Способные, прилежные подростки, Павлова и Фокин просто отличная пара. Конечно, выпускницы класса Чекетти — Любовь Егорова и Юлия Седова — посильнее, да и Белинская тоже. Но Павлова удивительно умеет поймать в партии поэтическую суть и придать ей свою окраску. Это Петипа заметил давно. Например, забавно: на репетициях, когда она танцует соло, Фокин смотрит не отрываясь, бессознательно помогая ей в трудных местах движением головы. А Павлова выпевает каждую ноту и, надо сказать, находит что-то свое в заигранной музыке Пуни.
Незаурядный лирический дар.
Лирический! Только ли?
Через год на сцене Михайловского театра, где вошло в обычай показывать балетные вечера учеников, Павлова танцевала уже в собственном выпускном спектакле. И Гердт решил всех удивить.
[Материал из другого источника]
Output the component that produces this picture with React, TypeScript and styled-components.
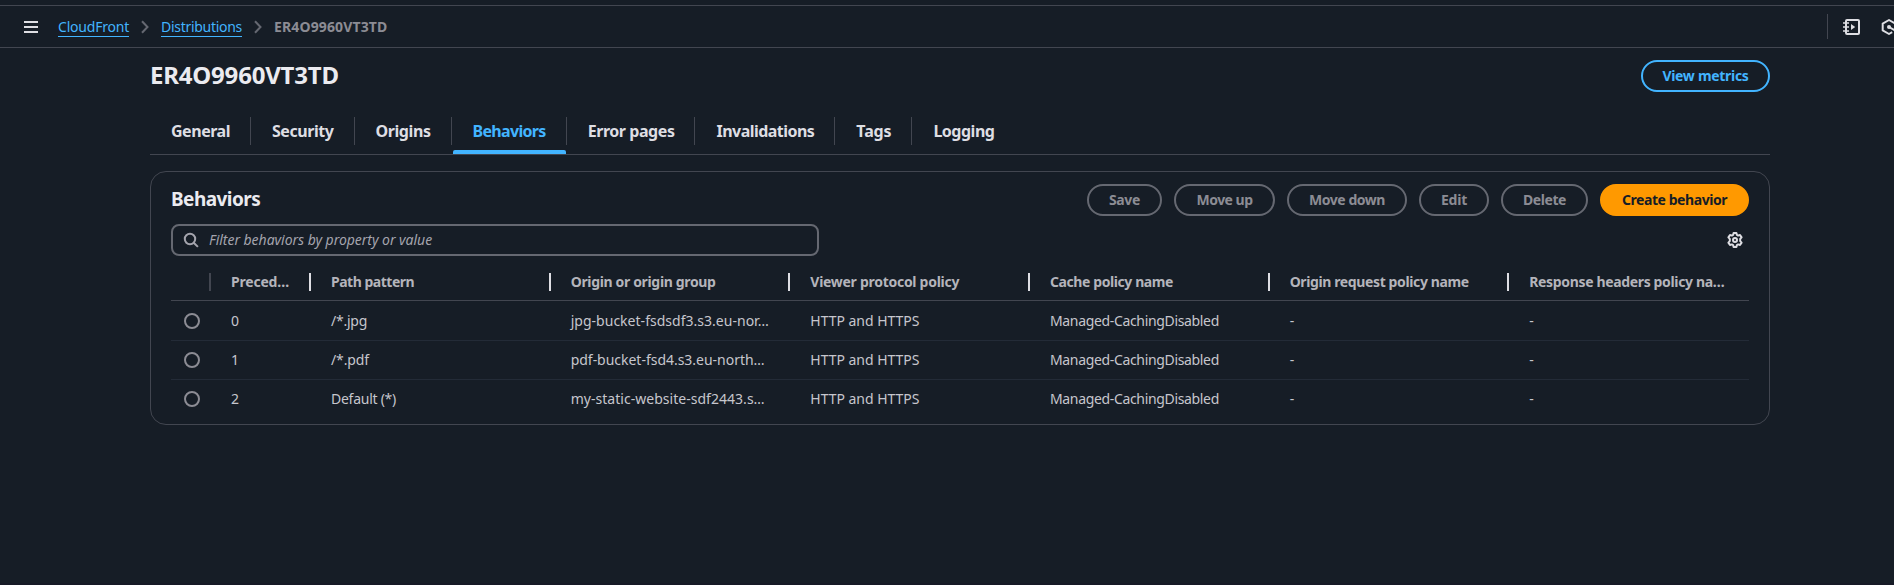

Сначала он провел несколько опытов в школьном театре. Репетиции там всегда праздничные. Вызывали туда в любое время, когда Павел Андреевич бывал свободен от своих обязанностей балетного премьера.
Сидя в классе, девицы следили за уроком рассеянно. Спрашивать последний год избегали. Знали: у всех не то на уме. И верно, слушали вполуха, поглядывали на дверь. Наконец она отворялась:
— Прошу извинить, — объявляла классная дама. — Павел Андреевич уже прошел в театр.
В ее сопровождении чинно шествуют мимо инспектрисы. А та будто закована до подбородка в глухое черное платье, неприступна, как памятник, на своем всегдашнем посту — у столика посреди широкого коридора, куда выходят двери всех классов. Даже встретив ее второй, третий раз на день, лучше поспешно присесть, лепеча:
— Bonjour, Варвара Ивановна!
А завернув за угол — бегом, минуя лазарет, и, по трем ступенькам, в кулисы небольшой, но глубокой сцены. Занавес раздвинут, и через оркестр видны ряды кресел. Здесь бывает отборная публика.
Случались вовсе закрытые спектакли. Тут-то и пробовал Гердт выпускать Павлову в самых неожиданных партиях.
Постепенно он убеждался: любой задаче она не ответит фальшью. Ее тело способно стать невесомым, утонченные линии — прозрачно светлыми, мягкими. Стоит ей посоветовать — движение заострится, засверкает. И вдруг ломкий, угловатый прыжок растает в плавном русском ходе, уступит упругой гибкости, дразнящей силе в испанской пляске, обернется новыми гранями в горделивой мазурке.
Гердт рад отдать все, что знает. Но в чем-то она уже мудрее. Да и никто в школе и театре не способен научить тому, что известно ей по странной догадке.
Покамест в русском балете царит уверенный и ясный академизм. Покоем овеяны классические пропорции созданий Петипа. Что изменилось за последнее десятилетие, незаметно протекшее от «Спящей красавицы» до «Раймонды»? Лев Иванов сочинил своих лебедей? Но он и сам не понимает, что шагнул в XX век, что, веруя в незыблемость балетных основ, сильно пошатнул привычное.
Откуда же берутся у девочки, ученицы, воспитанной в правилах строгого режима, в искусственной атмосфере оранжереи, все эти капризные смены настроений? Почему так тревожат, так будоражат и печаль ее и радость?
Балет — как заколдованный замок, где все пребывает в неподвижности.
В других искусствах все сместилось и понеслось.
Сколько поэтов! Среди них начинающий Блок. Сколько прозаиков! Не сегодня-завтра встретятся Чехов и Горький. Сколько художников! Им уже мало писать картины, они выпускают и журналы с увлекательными названиями, например «Мир искусства», судят обо всем, включая театр и литературу. Многие пришли работать в театр: у Мамонтова в Москве, в Русской частной опере первый человек — художник. Да и не у одного Мамонтова. Управляющий конторой московских императорских театров, господин Теляковский, пригласил в казенную оперу художника-станковиста Коровина.